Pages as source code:
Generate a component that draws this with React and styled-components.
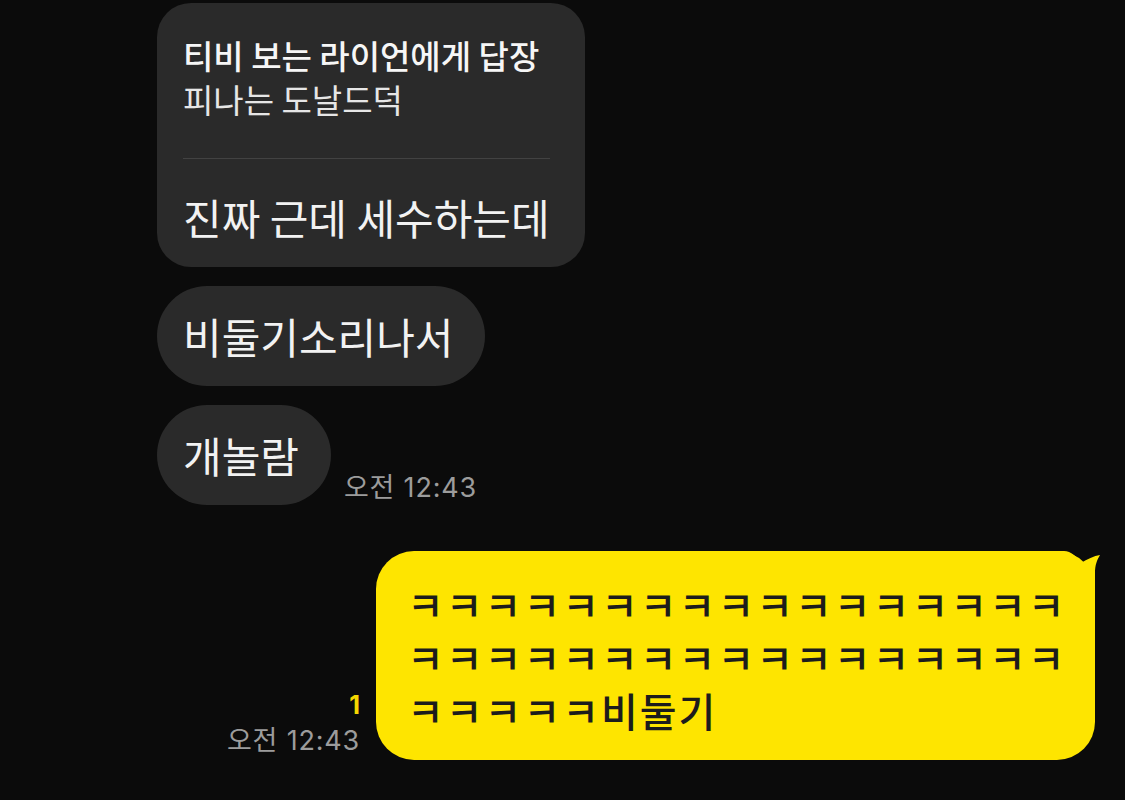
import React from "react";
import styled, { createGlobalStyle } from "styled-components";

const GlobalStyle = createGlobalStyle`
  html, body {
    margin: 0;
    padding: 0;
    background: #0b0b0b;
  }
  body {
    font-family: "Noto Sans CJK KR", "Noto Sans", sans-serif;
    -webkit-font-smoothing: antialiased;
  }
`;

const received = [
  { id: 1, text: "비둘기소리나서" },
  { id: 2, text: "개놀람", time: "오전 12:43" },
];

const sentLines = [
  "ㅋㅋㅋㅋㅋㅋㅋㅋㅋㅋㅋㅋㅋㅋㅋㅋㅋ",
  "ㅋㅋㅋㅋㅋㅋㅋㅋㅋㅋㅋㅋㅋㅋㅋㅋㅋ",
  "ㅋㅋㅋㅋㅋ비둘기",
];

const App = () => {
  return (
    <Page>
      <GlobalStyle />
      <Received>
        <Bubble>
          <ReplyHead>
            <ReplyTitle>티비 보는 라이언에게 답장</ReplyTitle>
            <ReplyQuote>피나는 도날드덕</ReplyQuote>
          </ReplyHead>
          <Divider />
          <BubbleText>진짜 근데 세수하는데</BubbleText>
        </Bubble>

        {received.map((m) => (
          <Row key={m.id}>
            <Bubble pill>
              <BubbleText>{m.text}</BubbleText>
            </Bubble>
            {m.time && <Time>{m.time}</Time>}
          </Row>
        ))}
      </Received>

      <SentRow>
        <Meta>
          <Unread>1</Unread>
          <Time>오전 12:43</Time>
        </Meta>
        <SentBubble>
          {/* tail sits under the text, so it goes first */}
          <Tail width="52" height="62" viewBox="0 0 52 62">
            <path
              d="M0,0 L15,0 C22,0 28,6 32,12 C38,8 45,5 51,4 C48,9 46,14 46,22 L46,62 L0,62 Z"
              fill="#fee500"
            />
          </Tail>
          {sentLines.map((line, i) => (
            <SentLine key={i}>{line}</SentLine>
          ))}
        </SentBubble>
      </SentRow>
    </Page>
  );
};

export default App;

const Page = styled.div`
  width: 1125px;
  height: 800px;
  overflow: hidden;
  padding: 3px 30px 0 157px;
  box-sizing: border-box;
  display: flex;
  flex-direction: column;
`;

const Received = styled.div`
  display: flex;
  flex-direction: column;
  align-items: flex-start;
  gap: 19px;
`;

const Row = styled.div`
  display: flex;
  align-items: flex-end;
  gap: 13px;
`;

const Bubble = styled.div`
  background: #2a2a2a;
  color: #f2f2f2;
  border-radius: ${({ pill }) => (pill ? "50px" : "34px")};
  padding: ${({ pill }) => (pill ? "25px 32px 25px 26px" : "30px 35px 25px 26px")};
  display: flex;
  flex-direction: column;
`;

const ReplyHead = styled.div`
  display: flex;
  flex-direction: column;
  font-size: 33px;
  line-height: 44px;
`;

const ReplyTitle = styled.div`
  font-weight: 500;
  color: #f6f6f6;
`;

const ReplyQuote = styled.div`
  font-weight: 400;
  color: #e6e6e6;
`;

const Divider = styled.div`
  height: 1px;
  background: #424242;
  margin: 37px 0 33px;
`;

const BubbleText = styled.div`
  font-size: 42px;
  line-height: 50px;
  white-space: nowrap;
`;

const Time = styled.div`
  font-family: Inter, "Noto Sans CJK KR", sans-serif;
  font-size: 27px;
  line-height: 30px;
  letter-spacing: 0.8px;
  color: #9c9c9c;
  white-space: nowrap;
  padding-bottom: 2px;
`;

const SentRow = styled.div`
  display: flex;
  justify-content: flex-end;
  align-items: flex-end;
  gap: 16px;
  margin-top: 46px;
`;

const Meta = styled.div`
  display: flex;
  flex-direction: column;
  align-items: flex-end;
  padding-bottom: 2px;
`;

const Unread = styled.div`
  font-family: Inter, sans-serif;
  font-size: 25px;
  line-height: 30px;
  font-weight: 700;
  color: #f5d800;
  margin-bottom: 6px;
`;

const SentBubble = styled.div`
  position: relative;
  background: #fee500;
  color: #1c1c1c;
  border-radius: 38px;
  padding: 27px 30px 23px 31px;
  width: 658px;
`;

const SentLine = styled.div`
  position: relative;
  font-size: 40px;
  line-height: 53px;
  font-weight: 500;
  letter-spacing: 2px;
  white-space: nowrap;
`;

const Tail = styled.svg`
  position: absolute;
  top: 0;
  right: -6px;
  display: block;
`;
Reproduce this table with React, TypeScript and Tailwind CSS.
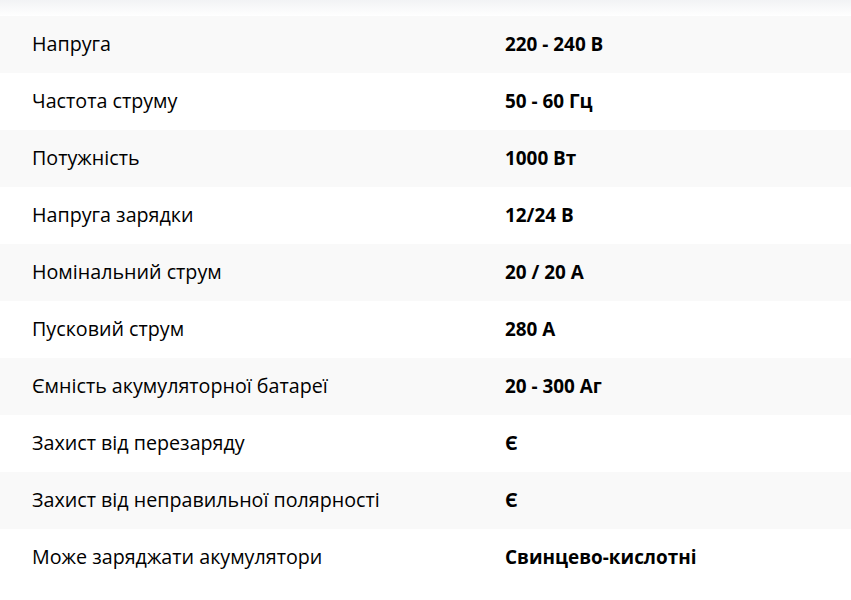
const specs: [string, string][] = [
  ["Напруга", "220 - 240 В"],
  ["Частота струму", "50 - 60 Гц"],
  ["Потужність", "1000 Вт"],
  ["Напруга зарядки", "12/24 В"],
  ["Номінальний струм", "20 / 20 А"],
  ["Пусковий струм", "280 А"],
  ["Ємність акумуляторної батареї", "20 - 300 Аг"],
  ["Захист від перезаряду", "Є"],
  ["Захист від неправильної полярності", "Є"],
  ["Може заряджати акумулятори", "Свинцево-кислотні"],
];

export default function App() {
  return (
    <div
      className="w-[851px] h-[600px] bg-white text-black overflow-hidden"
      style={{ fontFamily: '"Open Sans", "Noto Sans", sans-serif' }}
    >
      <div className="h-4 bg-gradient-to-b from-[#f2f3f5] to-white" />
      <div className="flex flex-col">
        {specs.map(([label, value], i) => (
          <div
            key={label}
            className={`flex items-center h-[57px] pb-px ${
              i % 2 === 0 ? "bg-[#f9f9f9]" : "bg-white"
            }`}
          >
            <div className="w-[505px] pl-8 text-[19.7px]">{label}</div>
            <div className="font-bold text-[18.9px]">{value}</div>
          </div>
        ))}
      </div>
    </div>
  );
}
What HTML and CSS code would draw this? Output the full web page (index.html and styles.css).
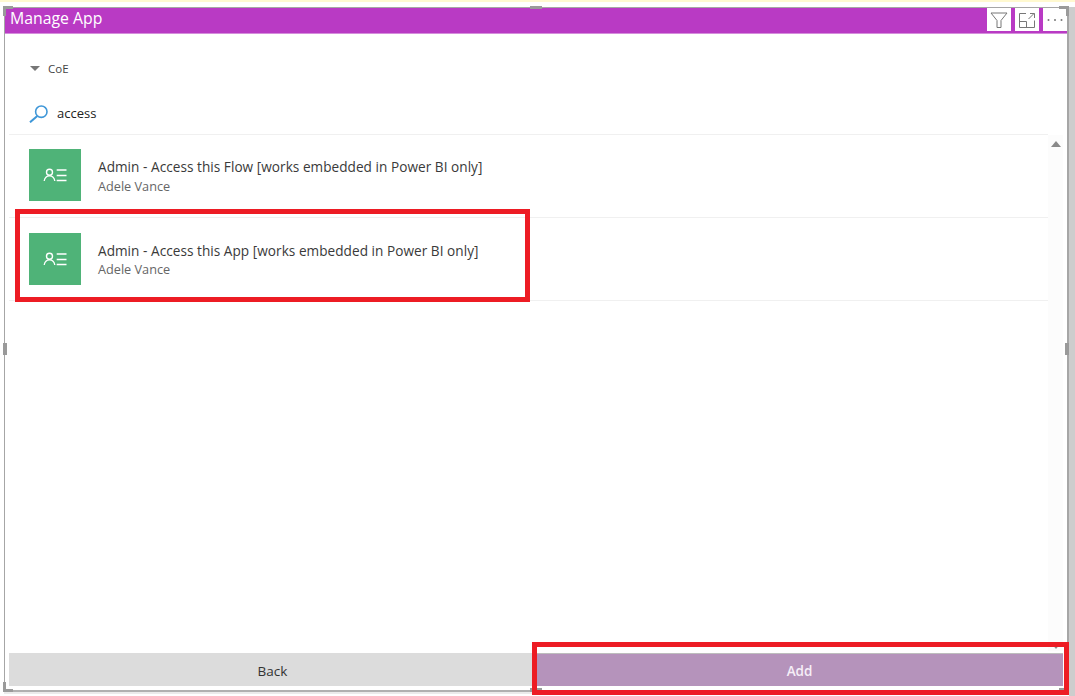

§ WHAT YOU SHOULD DO
Stop after the line containing "</Received>": copy the records exactly from the first line up to there, leaving pictures out.

§ EXERCISE SOLUTION
Generate a component that draws this with React and styled-components.
import React from "react";
import styled, { createGlobalStyle } from "styled-components";

const GlobalStyle = createGlobalStyle`
  html, body {
    margin: 0;
    padding: 0;
    background: #0b0b0b;
  }
  body {
    font-family: "Noto Sans CJK KR", "Noto Sans", sans-serif;
    -webkit-font-smoothing: antialiased;
  }
`;

const received = [
  { id: 1, text: "비둘기소리나서" },
  { id: 2, text: "개놀람", time: "오전 12:43" },
];

const sentLines = [
  "ㅋㅋㅋㅋㅋㅋㅋㅋㅋㅋㅋㅋㅋㅋㅋㅋㅋ",
  "ㅋㅋㅋㅋㅋㅋㅋㅋㅋㅋㅋㅋㅋㅋㅋㅋㅋ",
  "ㅋㅋㅋㅋㅋ비둘기",
];

const App = () => {
  return (
    <Page>
      <GlobalStyle />
      <Received>
        <Bubble>
          <ReplyHead>
            <ReplyTitle>티비 보는 라이언에게 답장</ReplyTitle>
            <ReplyQuote>피나는 도날드덕</ReplyQuote>
          </ReplyHead>
          <Divider />
          <BubbleText>진짜 근데 세수하는데</BubbleText>
        </Bubble>

        {received.map((m) => (
          <Row key={m.id}>
            <Bubble pill>
              <BubbleText>{m.text}</BubbleText>
            </Bubble>
            {m.time && <Time>{m.time}</Time>}
          </Row>
        ))}
      </Received>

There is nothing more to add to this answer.